Baseball: Simeon’s Marshawn Taylor, Mount Carmel’s Jerry Houston excel in Double Duty Classic

Story Image Jerry Houston of Mt. Carmel in the Double Duty Classic Baseball All-Star game at U.S. Cellular Field in Chicago. | Al Podgorski~CFhicago Sun-Times
Story Image

Updated: June 28, 2012 10:45AM



It’s been 65 years since Jackie Robinson broke the modern color barrier in the major leagues and 50 since the Negro Leagues’ last East-West All-Star Game.

But that seemed like anything but ancient history for teenagers such as Marshawn Taylor and Jerry Houston this week. Taylor, a rising senior at Simeon, and Houston, an incoming senior at Mount Carmel, were among the players who suited up in replica Negro Leagues uniforms Wednesday for the Double Duty Classic at U.S. Cellular Field.

Both had big days — Taylor was 1-for-2 with a run, a stolen base and two hit-by-pitches for the East, Houston went 2-for-4 with a run for the West — in the East’s 6-2 victory.

Reavis’ Richard Velez smacked a two-run double for the East. Rich Central’s Jalen Purchase and Harlan’s Austin Hall each pitched a perfect inning for the winners.
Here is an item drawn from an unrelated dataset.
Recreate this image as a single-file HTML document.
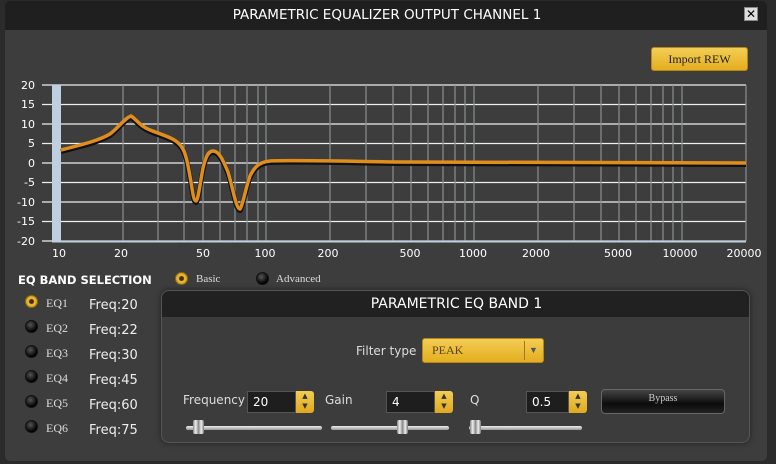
<!DOCTYPE html>
<html><head><meta charset="utf-8"><style>
*{margin:0;padding:0;box-sizing:border-box}
body{width:776px;height:464px;background:#2b2b2b;position:relative;overflow:hidden;font-family:"DejaVu Sans","Liberation Sans",sans-serif;color:#fff}
.a{position:absolute}
.win{left:4px;top:0;width:764px;height:462px;background:#3d3d3d;border-radius:6px;overflow:hidden;border:1px solid #2a2a2a}
.title{left:0;top:0;width:764px;height:29px;background:#1f1f1f;font-size:13.5px;text-align:center;line-height:28px}
.serif{font-family:"Liberation Serif",serif}
.gold{background:linear-gradient(#f3cd55,#e4ae1f);border-radius:3px;border:1px solid #b8871a;color:#222}
.rad{width:13px;height:13px;border-radius:50%;background:radial-gradient(circle at 40% 35%,#555,#000 70%);border:1px solid #111}
.radon{width:13px;height:13px;border-radius:50%;background:radial-gradient(circle,#4a3000 0 2px,#f0c040 3px,#d09a20 6px);border:1px solid #8a6a10}
.lbl{font-size:12px;color:#ddd}
.fq{font-size:13px;color:#eee}
.inp{background:#1e1e1e;border:1px solid #555;height:22px;font-size:12px;line-height:20px;padding-left:5px;color:#fff}
.spin{width:18px;height:22px;border-radius:0 3px 3px 0;background:linear-gradient(#f3cd55,#e0a81c);font-size:7px;color:#333;text-align:center;line-height:10px}
.track{height:4px;background:linear-gradient(#eee,#999);border-radius:2px}
.thumb{width:11px;height:14px;background:linear-gradient(90deg,#888,#eee,#888,#eee,#777);border-radius:2px}
</style></head><body>
<div class="a win">
 <div class="a title">PARAMETRIC EQUALIZER OUTPUT CHANNEL 1</div>
 <div class="a" style="left:739px;top:6px;width:14px;height:14px;background:#ddd;border:1px solid #888;color:#000;font-size:12px;font-weight:bold;line-height:12px;text-align:center">✕</div>
 <div class="a gold serif" style="left:646px;top:46px;width:97px;height:24px;font-size:12px;text-align:center;line-height:22px">Import REW</div>
</div>
<svg class="a" style="left:0;top:0" width="776" height="270">
 <g font-family="DejaVu Sans,sans-serif" font-size="11" fill="#fff" text-anchor="end">
  <text x="35" y="89">20</text><text x="35" y="108">15</text><text x="35" y="128">10</text><text x="35" y="147">5</text><text x="35" y="167">0</text><text x="35" y="186">-5</text><text x="35" y="206">-10</text><text x="35" y="225">-15</text><text x="35" y="245">-20</text>
 </g>
 <g stroke="#eee" stroke-width="1.2">
  <line x1="42" y1="85" x2="746" y2="85"/><line x1="42" y1="104.5" x2="746" y2="104.5"/><line x1="42" y1="124" x2="746" y2="124"/><line x1="42" y1="143.5" x2="746" y2="143.5"/><line x1="42" y1="163" x2="746" y2="163"/><line x1="42" y1="182.5" x2="746" y2="182.5"/><line x1="42" y1="202" x2="746" y2="202"/><line x1="42" y1="221.5" x2="746" y2="221.5"/><line x1="42" y1="241" x2="746" y2="241"/>
 </g>
 <g stroke="#8a8f8f" stroke-width="1.2">
  <line x1="123" y1="85" x2="123" y2="241"/><line x1="158" y1="85" x2="158" y2="241"/><line x1="184" y1="85" x2="184" y2="241"/><line x1="203" y1="85" x2="203" y2="241"/><line x1="220" y1="85" x2="220" y2="241"/><line x1="235" y1="85" x2="235" y2="241"/><line x1="247" y1="85" x2="247" y2="241"/><line x1="258" y1="85" x2="258" y2="241"/><line x1="266" y1="85" x2="266" y2="241"/><line x1="330" y1="85" x2="330" y2="241"/><line x1="366" y1="85" x2="366" y2="241"/><line x1="393" y1="85" x2="393" y2="241"/><line x1="411" y1="85" x2="411" y2="241"/><line x1="428" y1="85" x2="428" y2="241"/><line x1="443" y1="85" x2="443" y2="241"/><line x1="455" y1="85" x2="455" y2="241"/><line x1="465" y1="85" x2="465" y2="241"/><line x1="474" y1="85" x2="474" y2="241"/><line x1="538" y1="85" x2="538" y2="241"/><line x1="574" y1="85" x2="574" y2="241"/><line x1="601" y1="85" x2="601" y2="241"/><line x1="619" y1="85" x2="619" y2="241"/><line x1="636" y1="85" x2="636" y2="241"/><line x1="651" y1="85" x2="651" y2="241"/><line x1="663" y1="85" x2="663" y2="241"/><line x1="673" y1="85" x2="673" y2="241"/><line x1="682" y1="85" x2="682" y2="241"/><line x1="746" y1="85" x2="746" y2="241"/>
 </g>
 <rect x="52" y="85" width="9" height="157" fill="#c0cfe0"/>
 <line x1="52" y1="241.5" x2="746" y2="241.5" stroke="#c0cfe0" stroke-width="2"/>
 <path d="M61 150 C85 144 100 140 110 134 C118 128 125 118 131 116 C137 120 140 126 150 130 C165 136 175 138 181 146 C186 152 188 165 191 182 C193 195 194 201 196 201 C198 200 199 190 203 168 C206 155 209 151 213 151 C219 151 223 160 228 172 C233 188 236 209 240 209 C243 205 245 190 250 176 C255 166 260 162 270 161 C290 160 330 161 400 162 L746 163" fill="none" stroke="#111" stroke-width="5" transform="translate(0,1.5)"/>
 <path d="M61 150 C85 144 100 140 110 134 C118 128 125 118 131 116 C137 120 140 126 150 130 C165 136 175 138 181 146 C186 152 188 165 191 182 C193 195 194 201 196 201 C198 200 199 190 203 168 C206 155 209 151 213 151 C219 151 223 160 228 172 C233 188 236 209 240 209 C243 205 245 190 250 176 C255 166 260 162 270 161 C290 160 330 161 400 162 L746 163" fill="none" stroke="#e08d1c" stroke-width="3.5"/>
 <g font-family="DejaVu Sans,sans-serif" font-size="11" fill="#fff" text-anchor="middle">
  <text x="59" y="257">10</text><text x="121" y="257">20</text><text x="203" y="257">50</text><text x="265" y="257">100</text><text x="328" y="257">200</text><text x="410" y="257">500</text><text x="473" y="257">1000</text><text x="536" y="257">2000</text><text x="618" y="257">5000</text><text x="680" y="257">10000</text><text x="744" y="257">20000</text>
 </g>
</svg>
<div class="a" style="left:18px;top:273px;font-size:11.5px;font-weight:bold;color:#fff">EQ BAND SELECTION</div>
<div class="a radon" style="left:175px;top:272px"></div><div class="a serif lbl" style="left:196px;top:273px;font-size:11px">Basic</div>
<div class="a rad" style="left:256px;top:272px"></div><div class="a serif lbl" style="left:276px;top:273px;font-size:11px">Advanced</div>
<div class="a radon" style="left:25px;top:295px"></div><div class="a serif lbl" style="left:46px;top:296px">EQ1</div><div class="a fq" style="left:89px;top:298px">Freq:20</div>
<div class="a rad" style="left:25px;top:320px"></div><div class="a serif lbl" style="left:46px;top:321px">EQ2</div><div class="a fq" style="left:89px;top:323px">Freq:22</div>
<div class="a rad" style="left:25px;top:345px"></div><div class="a serif lbl" style="left:46px;top:346px">EQ3</div><div class="a fq" style="left:89px;top:348px">Freq:30</div>
<div class="a rad" style="left:25px;top:370px"></div><div class="a serif lbl" style="left:46px;top:371px">EQ4</div><div class="a fq" style="left:89px;top:373px">Freq:45</div>
<div class="a rad" style="left:25px;top:395px"></div><div class="a serif lbl" style="left:46px;top:396px">EQ5</div><div class="a fq" style="left:89px;top:398px">Freq:60</div>
<div class="a rad" style="left:25px;top:420px"></div><div class="a serif lbl" style="left:46px;top:421px">EQ6</div><div class="a fq" style="left:89px;top:423px">Freq:75</div>
<div class="a" style="left:161px;top:290px;width:589px;height:153px;background:#3c3c3c;border-radius:8px;overflow:hidden;border:1px solid #555;box-shadow:0 0 6px #222">
 <div class="a" style="left:0;top:0;width:589px;height:26px;background:#212121;text-align:center;font-size:14px;line-height:26px">PARAMETRIC EQ BAND 1</div>
</div>
<div class="a lbl" style="left:356px;top:344px">Filter type</div>
<div class="a gold serif" style="left:422px;top:338px;width:122px;height:25px;font-size:12px;line-height:23px;padding-left:9px;color:#5a4510">PEAK<span class="a" style="left:101px;top:2px;width:1px;height:19px;background:#a07818"></span><span class="a" style="left:106px;top:0;font-size:9px;color:#555">▼</span></div>
<div class="a lbl" style="left:183px;top:393px">Frequency</div>
<div class="a inp" style="left:247px;top:391px;width:49px">20</div><div class="a spin" style="left:296px;top:391px">▲<br>▼</div>
<div class="a lbl" style="left:325px;top:393px">Gain</div>
<div class="a inp" style="left:386px;top:391px;width:49px">4</div><div class="a spin" style="left:435px;top:391px">▲<br>▼</div>
<div class="a lbl" style="left:470px;top:393px">Q</div>
<div class="a inp" style="left:526px;top:391px;width:43px">0.5</div><div class="a spin" style="left:569px;top:391px">▲<br>▼</div>
<div class="a serif" style="left:601px;top:389px;width:124px;height:25px;border-radius:4px;background:linear-gradient(#444,#0c0c0c 60%,#222);border:1px solid #666;font-size:10px;text-align:center;color:#ccc;line-height:18px">Bypass</div>
<div class="a track" style="left:186px;top:426px;width:136px"></div><div class="a thumb" style="left:193px;top:420px"></div>
<div class="a track" style="left:331px;top:426px;width:118px"></div><div class="a thumb" style="left:397px;top:420px"></div>
<div class="a track" style="left:469px;top:426px;width:113px"></div><div class="a thumb" style="left:470px;top:420px"></div>
</body></html>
What happened on the field, though, was almost secondary to what happened off it. The players learned about who paved the way for them over the past few days, hearing from former White Sox great Frank Thomas and others at a Wednesday morning forum and meeting a former Negro Leaguer and Sox icon.

It wasn’t all unfamiliar territory for Taylor.

“I used to be read about the Negro Leagues,” he said. “People like Jackie Robinson, Satchel Paige, Cool Papa Bell.”

But books are one thing, more visceral experiences are something else altogether. “It really got into me at the videos there were showing us at the DuSable Museum [of African American History] yesterday,” Taylor said. “[And] I was excited to meet Minnie Minoso, Mr. White Sox.”

So was Houston, who was playing in his fourth Double Duty Classic, which was named for the former Negro League great who was a fixture around old Comiskey Park and the Cell before he died in 2005 at the age of 103.

Though he’s a veteran of the game, Houston wasn’t always a history buff. “I didn’t really know too much till last year,” he said. “I started doing some research, I started paying a little more attention.

“I talked to some of the older guys a little bit about what used to go on.”

That one-on-one experience with some links to the glory days of Negro Leagues baseball is something Houston no longer takes for granted.

“It’s crazy,” he said. “I would always see videos about it, maybe a couple specials on TV about it. But to actually be in the same room — not only in the same room but a couple feet away from them — it’s ridiculous.”